Wastage, pilferage, appropriation and criminalisation of development and reconstruction are some of the unintended but almost certain consequences of conflict. What emerges out of this de facto war economy is a number of non-governmental vested interests, i.e. security contractors, supplies, cargo contractors and officials who directly deal with and eventually benefit from this interplay of interests. For example, according to a report of the Strategic Forum,US National Defence University (NDU), Washington (October 2010), in Iraq and Afghanistan, the use of contractors reached a level unprecedented in US military operations. As of March 31, 2010, the United States deployed 175,000 troops and 207,000 contractors in war zones. Contractors represented 50 per cent of the Department of Defense workforce in Iraq and 59 per cent in Afghanistan. The ratio of one contractor to 55 military personnel in Vietnam grew to 1:1 in Iraq and 1.43:1 in Afghanistan.
The well-known American website The Nation counted about 225,000 contractors still actively serving almost the same number of US troops in Iraq and Afghanistan late last year. It said Pentagon’s Special Operations’ budget for these operations was merely $3 billion in 2003, but it more than tripled in 2010 to over $10 billion. The transportation of the containers carrying food, fuel and defence hardware from Karachi and Central Asia to various points inside Afghanistan alone exceeds $4 billion a year.

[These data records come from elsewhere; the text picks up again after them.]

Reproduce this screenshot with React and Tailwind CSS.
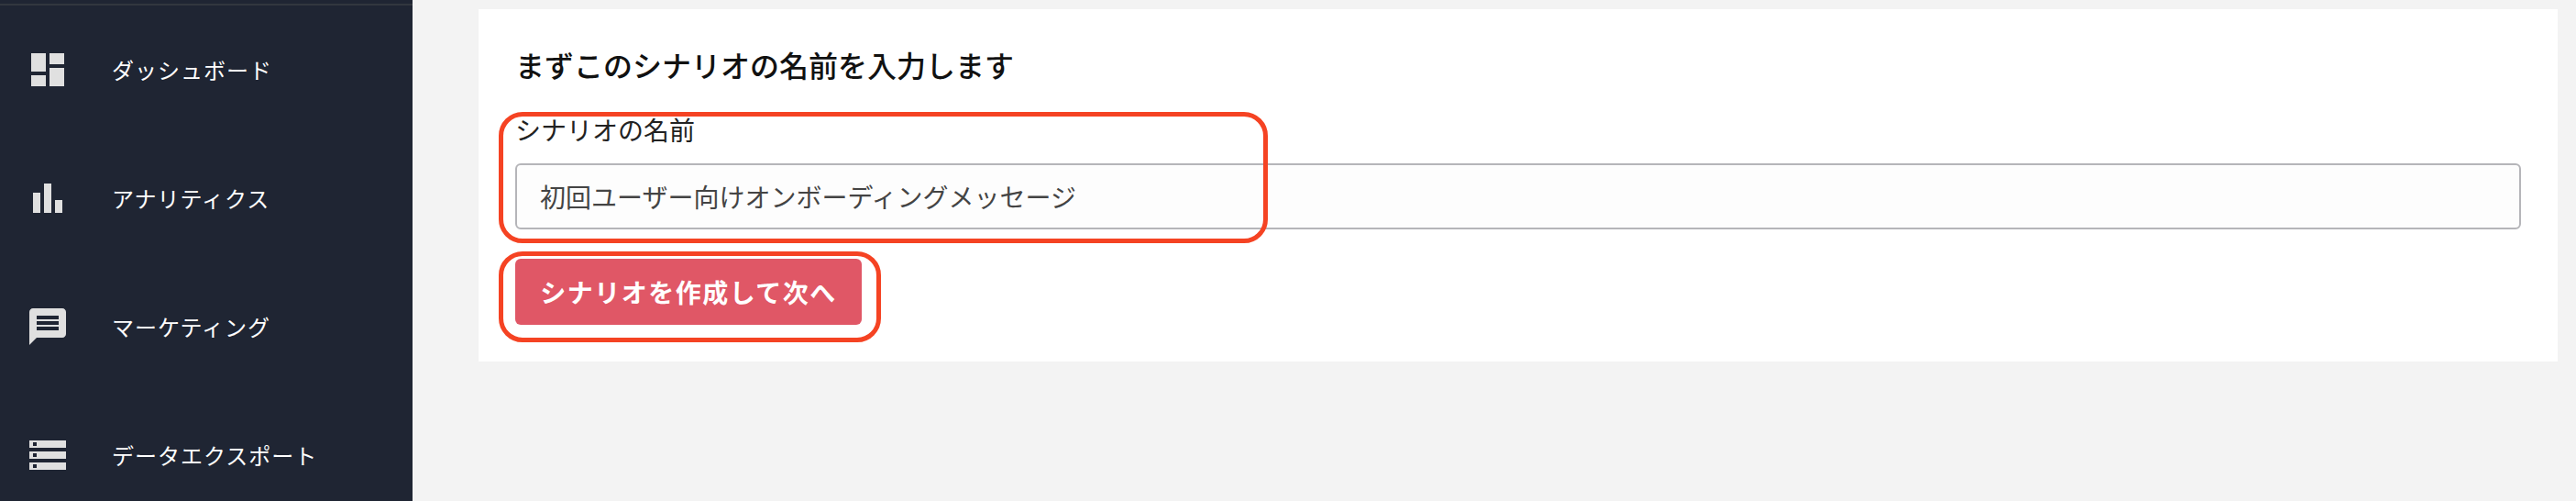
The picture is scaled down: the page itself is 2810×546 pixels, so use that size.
import React from 'react';
import { MdDashboard, MdBarChart, MdMessage, MdStorage } from 'react-icons/md';

const font = { fontFamily: '"Noto Sans CJK JP", "Noto Sans", sans-serif' };

const menu = [
  { label: 'ダッシュボード', icon: MdDashboard },
  { label: 'アナリティクス', icon: MdBarChart },
  { label: 'マーケティング', icon: MdMessage },
  { label: 'データエクスポート', icon: MdStorage },
];

function Sidebar() {
  return (
    <aside className="w-[450px] shrink-0 bg-[#1f2533] overflow-hidden">
      <div className="h-[6px] border-b-2 border-[#32373f]" />
      {menu.map((item) => {
        const Icon = item.icon;
        return (
          <div key={item.label} className="h-[140px] flex items-center pl-[28px]">
            <Icon className="w-[48px] h-[48px] text-[#e0e0e0] shrink-0" />
            <span className="ml-[46px] text-[24px] tracking-[1px] text-white">{item.label}</span>
          </div>
        );
      })}
    </aside>
  );
}

function App() {
  return (
    <div style={font} className="h-screen flex bg-[#f3f3f3] overflow-hidden">
      <Sidebar />
      <main className="flex-1 pl-[72px] pr-[20px] pt-[10px]">
        <section className="relative bg-white h-[384px] px-[40px] pt-[38px]">
          <h2 className="text-[32px] leading-[44px] font-medium text-[#111]">まずこのシナリオの名前を入力します</h2>
          <label className="block mt-[29px] text-[28px] leading-[40px] text-[#222]">シナリオの名前</label>
          <div className="mt-[17px] h-[72px] flex items-center px-[25px] bg-[#fdfdfd] border-2 border-[#b5b5b9] rounded-[6px] text-[28px] text-[#444]">
            初回ユーザー向けオンボーディングメッセージ
          </div>
          <button className="block mt-[32px] w-[378px] h-[72px] bg-[#e05766] rounded-[6px] text-white text-[28px] font-bold tracking-[1.5px]">
            シナリオを作成して次へ
          </button>

          {/* red annotation boxes on top of the form */}
          <div className="absolute left-[22px] top-[112px] w-[839px] h-[143px] border-[5px] border-[#f54323] rounded-[26px]" />
          <div className="absolute left-[22px] top-[264px] w-[417px] h-[99px] border-[5px] border-[#f54323] rounded-[26px]" />
        </section>
      </main>
    </div>
  );
}

export default App;
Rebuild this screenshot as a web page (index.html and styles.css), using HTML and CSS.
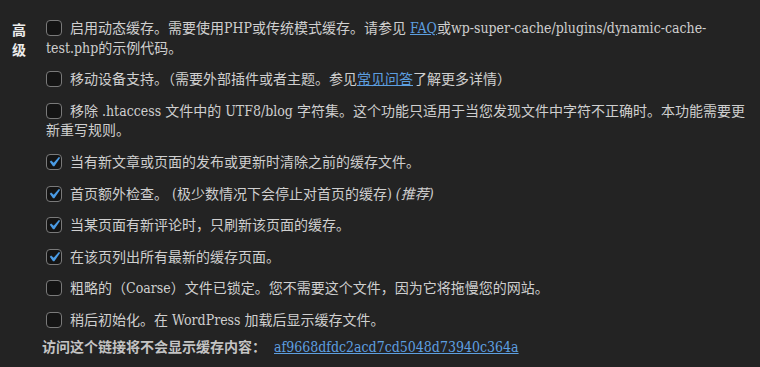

This war economy has given birth, for instance in Afghanistan, to more than a hundred dozen security and logistics, some representing US and Europe-based firms, and many local ones set up by influential families (Karzai, Pir Gilani, and defence minister Raheem Wardak).
Last year, the Karzai government, alarmed by possible links between some security and logistics companies to the Taliban insurgents as well as reports of tax evasions, also moved and cancelled licences of several companies. The government had also slapped a ban on NGOs, barring them from directly recruiting security guards for development projects.
As the scrutiny of some of these agencies still goes on, US officials, particularly representatives of some powerful business groups with their fingers in many businesses, wail that the consequences of the ban on development firms employing private guards “will be catastrophic,” as was said by one US official involved in the issue. “If these projects grind to a halt, we might as well go home. They are essential to the counterinsurgency strategy.” Based on estimates given out by some US officials, one could conclude that the private security business alone involved a business worth over one billion dollars a year.
The NDU report says that the contracting system — supplies, security, construction, infrastructure projects — stood at around $13.5 billion in 2010. Contractors can import goods for allied forces duty-free. The biggest contractor being investigated so far, according to Afghan officials, is Supreme Group, a multinational with headquarters in Amsterdam, that provides fuel and food and runs dining facilities at many coalition bases.
Writing in counterpunch.org in May 2009 Patrick Cockburn said: “The high expenditure on paying, protecting and accommodating western aid officials in palatial style helps to explain why Afghanistan ranks 174th out of 178th on a UN ranking of countries’ wealth. This is despite a vigorous international aid effort, with the US alone spending $31bn since 2002 up to the end of last year.” The high degree of wastage of aid money in Afghanistan has long been an open secret. In 2006, Jean Mazurelle, the then country director of the World Bank, calculated that between 35 per cent and 40 per cent of aid was “badly spent”. “The wastage of aid is sky-high,” he said. “There is real looting going on, mainly by private enterprises. It is a scandal.”
In another article in December of last year, and on the same website, he wrote: “Big contracts are given to large US companies that are used to a complicated bidding process, can produce appropriate paperwork and are well-connected in Washington.” This war economy indirectly funds the militancy as well. Hundreds of millions of dollars go to the Taliban coffers in return for safe passage of cargo containers as well as protection of communication installations across the country. Who would be interested in ending this conflict then?